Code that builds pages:
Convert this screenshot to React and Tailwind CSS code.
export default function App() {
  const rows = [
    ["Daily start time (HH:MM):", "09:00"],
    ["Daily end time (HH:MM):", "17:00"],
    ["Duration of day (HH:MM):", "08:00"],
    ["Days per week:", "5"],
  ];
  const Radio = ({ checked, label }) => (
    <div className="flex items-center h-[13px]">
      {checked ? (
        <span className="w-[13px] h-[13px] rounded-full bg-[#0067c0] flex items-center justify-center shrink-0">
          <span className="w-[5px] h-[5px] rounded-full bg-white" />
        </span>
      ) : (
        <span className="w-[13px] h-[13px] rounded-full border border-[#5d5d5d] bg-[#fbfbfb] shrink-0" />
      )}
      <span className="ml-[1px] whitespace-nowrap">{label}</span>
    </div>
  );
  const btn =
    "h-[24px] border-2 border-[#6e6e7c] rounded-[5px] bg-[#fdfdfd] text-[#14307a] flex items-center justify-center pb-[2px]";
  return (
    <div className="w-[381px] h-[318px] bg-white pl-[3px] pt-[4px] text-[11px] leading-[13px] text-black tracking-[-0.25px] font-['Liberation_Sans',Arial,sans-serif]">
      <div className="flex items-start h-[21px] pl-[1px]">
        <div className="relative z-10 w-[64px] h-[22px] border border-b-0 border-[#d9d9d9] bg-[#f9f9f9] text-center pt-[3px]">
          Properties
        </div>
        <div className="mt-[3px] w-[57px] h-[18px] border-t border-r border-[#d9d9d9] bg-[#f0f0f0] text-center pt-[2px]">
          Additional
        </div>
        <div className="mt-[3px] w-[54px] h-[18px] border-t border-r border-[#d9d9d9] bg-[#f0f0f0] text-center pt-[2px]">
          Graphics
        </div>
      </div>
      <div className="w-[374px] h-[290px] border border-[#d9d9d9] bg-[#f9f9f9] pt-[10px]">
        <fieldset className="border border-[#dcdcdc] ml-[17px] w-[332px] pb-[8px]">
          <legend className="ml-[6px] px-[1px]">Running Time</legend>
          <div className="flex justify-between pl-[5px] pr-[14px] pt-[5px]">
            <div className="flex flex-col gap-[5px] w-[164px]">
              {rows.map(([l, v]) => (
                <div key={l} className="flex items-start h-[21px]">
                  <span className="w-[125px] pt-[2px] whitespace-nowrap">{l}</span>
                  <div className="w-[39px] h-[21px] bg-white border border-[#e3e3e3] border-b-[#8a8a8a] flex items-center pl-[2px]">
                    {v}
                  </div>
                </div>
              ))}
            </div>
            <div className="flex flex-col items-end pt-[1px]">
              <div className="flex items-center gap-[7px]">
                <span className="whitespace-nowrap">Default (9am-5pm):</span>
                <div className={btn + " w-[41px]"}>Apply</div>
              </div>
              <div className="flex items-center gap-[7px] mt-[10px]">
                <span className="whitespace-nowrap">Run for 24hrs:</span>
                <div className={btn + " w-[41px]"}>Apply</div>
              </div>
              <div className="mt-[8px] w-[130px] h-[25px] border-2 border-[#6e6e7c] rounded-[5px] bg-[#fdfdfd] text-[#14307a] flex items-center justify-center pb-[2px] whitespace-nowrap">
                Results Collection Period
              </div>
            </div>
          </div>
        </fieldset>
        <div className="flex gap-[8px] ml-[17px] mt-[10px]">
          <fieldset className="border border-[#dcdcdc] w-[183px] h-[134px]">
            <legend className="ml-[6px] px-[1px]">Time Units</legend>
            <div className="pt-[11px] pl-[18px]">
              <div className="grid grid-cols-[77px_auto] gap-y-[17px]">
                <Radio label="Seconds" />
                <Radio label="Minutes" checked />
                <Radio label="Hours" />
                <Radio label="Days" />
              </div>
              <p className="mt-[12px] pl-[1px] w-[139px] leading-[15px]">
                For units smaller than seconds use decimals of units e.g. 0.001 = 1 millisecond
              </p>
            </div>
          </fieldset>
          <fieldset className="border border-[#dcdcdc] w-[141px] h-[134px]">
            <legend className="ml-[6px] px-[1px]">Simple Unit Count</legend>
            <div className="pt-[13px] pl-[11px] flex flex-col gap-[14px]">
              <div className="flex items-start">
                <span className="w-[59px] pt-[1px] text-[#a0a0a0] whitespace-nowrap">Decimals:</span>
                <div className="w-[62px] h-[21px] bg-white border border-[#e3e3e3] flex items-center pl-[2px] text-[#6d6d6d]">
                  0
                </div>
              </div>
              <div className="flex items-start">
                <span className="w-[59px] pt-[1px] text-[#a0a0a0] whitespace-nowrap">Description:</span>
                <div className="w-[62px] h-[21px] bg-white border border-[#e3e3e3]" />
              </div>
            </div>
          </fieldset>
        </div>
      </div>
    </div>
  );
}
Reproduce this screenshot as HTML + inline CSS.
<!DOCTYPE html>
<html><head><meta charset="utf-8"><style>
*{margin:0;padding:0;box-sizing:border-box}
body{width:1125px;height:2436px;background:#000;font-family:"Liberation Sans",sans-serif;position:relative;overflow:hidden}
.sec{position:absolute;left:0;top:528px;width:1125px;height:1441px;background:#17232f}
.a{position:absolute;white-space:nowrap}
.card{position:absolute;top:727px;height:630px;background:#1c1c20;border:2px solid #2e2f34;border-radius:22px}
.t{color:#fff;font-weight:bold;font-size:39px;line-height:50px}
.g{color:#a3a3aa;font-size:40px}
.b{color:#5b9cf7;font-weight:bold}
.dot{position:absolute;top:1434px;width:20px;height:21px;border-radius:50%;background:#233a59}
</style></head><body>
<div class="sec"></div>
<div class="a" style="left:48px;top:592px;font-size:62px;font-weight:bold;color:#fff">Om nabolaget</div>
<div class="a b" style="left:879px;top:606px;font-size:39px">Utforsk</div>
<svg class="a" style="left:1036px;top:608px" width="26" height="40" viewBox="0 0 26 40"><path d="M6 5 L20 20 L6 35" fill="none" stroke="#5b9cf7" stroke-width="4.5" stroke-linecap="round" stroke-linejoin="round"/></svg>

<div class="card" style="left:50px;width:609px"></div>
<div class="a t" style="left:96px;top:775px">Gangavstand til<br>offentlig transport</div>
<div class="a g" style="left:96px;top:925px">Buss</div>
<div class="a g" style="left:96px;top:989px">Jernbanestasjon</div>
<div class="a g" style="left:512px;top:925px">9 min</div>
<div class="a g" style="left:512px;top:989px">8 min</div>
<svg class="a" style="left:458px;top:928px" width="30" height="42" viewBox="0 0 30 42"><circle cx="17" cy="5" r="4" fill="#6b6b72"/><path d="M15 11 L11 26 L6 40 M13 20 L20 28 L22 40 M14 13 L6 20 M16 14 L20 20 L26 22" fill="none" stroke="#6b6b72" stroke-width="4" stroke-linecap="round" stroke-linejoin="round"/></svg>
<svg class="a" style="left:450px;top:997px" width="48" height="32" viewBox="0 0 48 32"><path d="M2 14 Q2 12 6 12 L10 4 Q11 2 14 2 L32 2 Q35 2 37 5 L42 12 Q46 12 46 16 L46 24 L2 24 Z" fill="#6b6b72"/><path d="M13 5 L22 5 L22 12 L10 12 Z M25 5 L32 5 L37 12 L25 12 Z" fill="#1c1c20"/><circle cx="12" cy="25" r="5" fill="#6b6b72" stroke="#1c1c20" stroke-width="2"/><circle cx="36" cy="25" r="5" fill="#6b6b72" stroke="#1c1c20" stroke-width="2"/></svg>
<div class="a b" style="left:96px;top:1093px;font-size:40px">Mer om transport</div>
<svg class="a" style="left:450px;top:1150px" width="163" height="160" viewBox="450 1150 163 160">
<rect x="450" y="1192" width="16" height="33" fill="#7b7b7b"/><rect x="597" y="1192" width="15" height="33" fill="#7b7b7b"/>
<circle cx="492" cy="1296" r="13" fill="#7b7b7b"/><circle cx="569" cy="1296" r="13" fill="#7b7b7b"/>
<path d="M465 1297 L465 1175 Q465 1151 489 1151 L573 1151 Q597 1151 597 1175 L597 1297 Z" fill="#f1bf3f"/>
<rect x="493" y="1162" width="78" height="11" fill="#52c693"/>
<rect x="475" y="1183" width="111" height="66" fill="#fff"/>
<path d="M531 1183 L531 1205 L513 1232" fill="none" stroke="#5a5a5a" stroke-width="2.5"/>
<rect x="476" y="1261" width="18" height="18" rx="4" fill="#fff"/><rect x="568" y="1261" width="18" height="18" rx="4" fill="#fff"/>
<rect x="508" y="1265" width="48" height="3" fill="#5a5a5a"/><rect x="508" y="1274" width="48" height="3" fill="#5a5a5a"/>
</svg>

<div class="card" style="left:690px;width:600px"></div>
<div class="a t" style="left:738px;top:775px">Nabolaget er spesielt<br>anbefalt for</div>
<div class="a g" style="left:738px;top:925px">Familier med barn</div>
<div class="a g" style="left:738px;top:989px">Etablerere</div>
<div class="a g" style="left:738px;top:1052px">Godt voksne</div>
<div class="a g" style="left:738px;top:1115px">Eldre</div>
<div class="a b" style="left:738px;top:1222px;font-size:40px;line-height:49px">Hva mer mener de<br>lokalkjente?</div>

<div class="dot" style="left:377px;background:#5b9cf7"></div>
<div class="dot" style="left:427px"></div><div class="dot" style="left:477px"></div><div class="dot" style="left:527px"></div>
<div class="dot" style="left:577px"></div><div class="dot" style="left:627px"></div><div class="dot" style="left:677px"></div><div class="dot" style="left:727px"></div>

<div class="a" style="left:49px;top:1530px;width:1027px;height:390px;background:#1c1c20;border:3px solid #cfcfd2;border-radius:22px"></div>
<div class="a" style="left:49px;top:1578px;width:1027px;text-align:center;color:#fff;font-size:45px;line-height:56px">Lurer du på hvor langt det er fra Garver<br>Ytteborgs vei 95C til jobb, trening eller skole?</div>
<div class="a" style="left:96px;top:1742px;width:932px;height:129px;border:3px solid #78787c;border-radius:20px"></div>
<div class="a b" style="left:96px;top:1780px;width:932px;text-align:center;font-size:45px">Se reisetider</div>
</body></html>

● AIM OF THE TASK: Where a line of the records above holds the word "this", copy that line.

● EXERCISE RESPONSE:
Convert this screenshot to React and Tailwind CSS code.
Reproduce this screenshot as HTML + inline CSS.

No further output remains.